Built atop HBase, it supports high write throughput and large-scale deployments with distributed storage. Tag-based data modeling and a REST API make it suitable for IoT and performance monitoring in scenarios requiring linear scalability.

How to Choose a Time Series Database?

Below are the technical and operational considerations that factor into the selection of a time series database.

Data Ingestion Requirements

Examine expected data rates, concurrency, and any needed fault tolerance for bursting traffic. Systems that provide native sharding or partitioning excel under heavy parallel writes.

Query Complexity

Determine the nature of queries, ranging from simple key-based lookups to complex aggregations, tag-based filtering, or advanced analytics. Look for engines with flexible query languages and strong indexing strategies to match these needs.

Horizontal Scaling and Sharding

Confirm whether the solution scales horizontally to multiple nodes for higher throughput or to accommodate large data volumes. Native clustering capabilities allow the system to automatically distribute partitions and manage node failures.

Storage and Retention Strategies

Look for efficient compression, tiered storage, or automatic data lifecycle management. Native retention policies reduce manual tasks and prevent performance degradation over time by discarding or archiving stale data.

Ecosystem and Integrations

Assess how smoothly the database integrates with existing infrastructure, including visualization tools, message queues, or container orchestration. A robust ecosystem can simplify implementation and reduce overhead for ongoing maintenance.

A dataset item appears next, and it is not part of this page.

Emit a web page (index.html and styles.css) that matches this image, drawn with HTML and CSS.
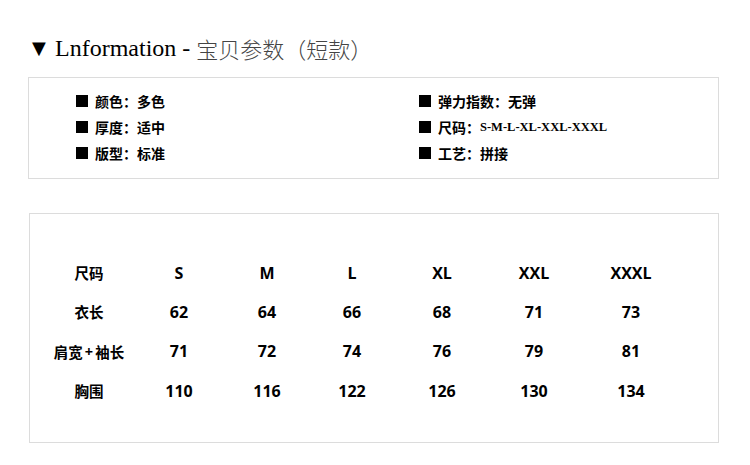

Reliability and High Availability

High-availability features, such as replication, failover, and backup mechanisms, are vital in environments where data loss could lead to service disruptions or compliance issues. Confirm that these options align with business continuity requirements.

Performance Benchmarks

Review documented ingestion rates, query latency, and known performance ceilings under realistic loads. A thorough testing phase with production-like data is often essential to validate that the database sustains performance over time.

Why Is a Time Series Database Important?

Time series databases fulfill a critical role in storing high-volume, time-aligned data streams efficiently and reliably. Here are the key benefits:

Optimized for time-ordered data. Chronological partitioning and indexing accelerate ingestion and querying when data is dominated by timestamped events.
Real-time insights. High-throughput ingestion translates to near-immediate availability of new measurements, aiding continuous monitoring and rapid decision-making.
Scalability for massive data streams. Distributed architectures handle the exponential growth of sensor or log data without sacrificing performance or availability.
Efficient resource utilization. Time-aware compression algorithms reduce storage footprints, and retention policies prevent ballooning data warehouses.
Domain-specific query operations. Built-in support for windowed aggregations, downsampling, and other time-focused analytics streamlines reporting and analysis without relying on external processing pipelines.

Time Series Database vs. Traditional Databases

The table below highlights the differences between time series systems and conventional databases.

	Time series database	Traditional database
Data model	Focus on timestamped records with time as the main dimension.	General-purpose schema for a wide variety of data and queries.
Ingestion rate	High-volume streaming, append-only writes.	Often designed for transactional consistency with moderate writes.
Query performance	Specialized time-based queries and aggregations.	Flexible queries with strong support for joins but not specialized for time series workloads.
Storage optimization	Compression and retention rules tailored for chronological data.	Generic storage engines, not always optimized for time-ordered data.
Retention policies	Automated lifecycle management of older data.	Requires manual or custom approaches to archive or remove stale data.
Use cases	IoT telemetry, financial metrics, logs, performance monitoring.	Online transaction processing (OLTP), enterprise applications, broad analytics.

Is a Time Series Database SQL or NoSQL?

Time series databases may implement features from both SQL and NoSQL worlds. Some are built as extensions of relational engines, enabling SQL compatibility, while others adopt schemaless storage and proprietary query languages. The unifying factor is not adherence to one data model, but an emphasis on time as the principal organizational axis. This time-centric focus drives optimizations around ingestion, partitioning, indexing, and specialized functions for temporal analytics.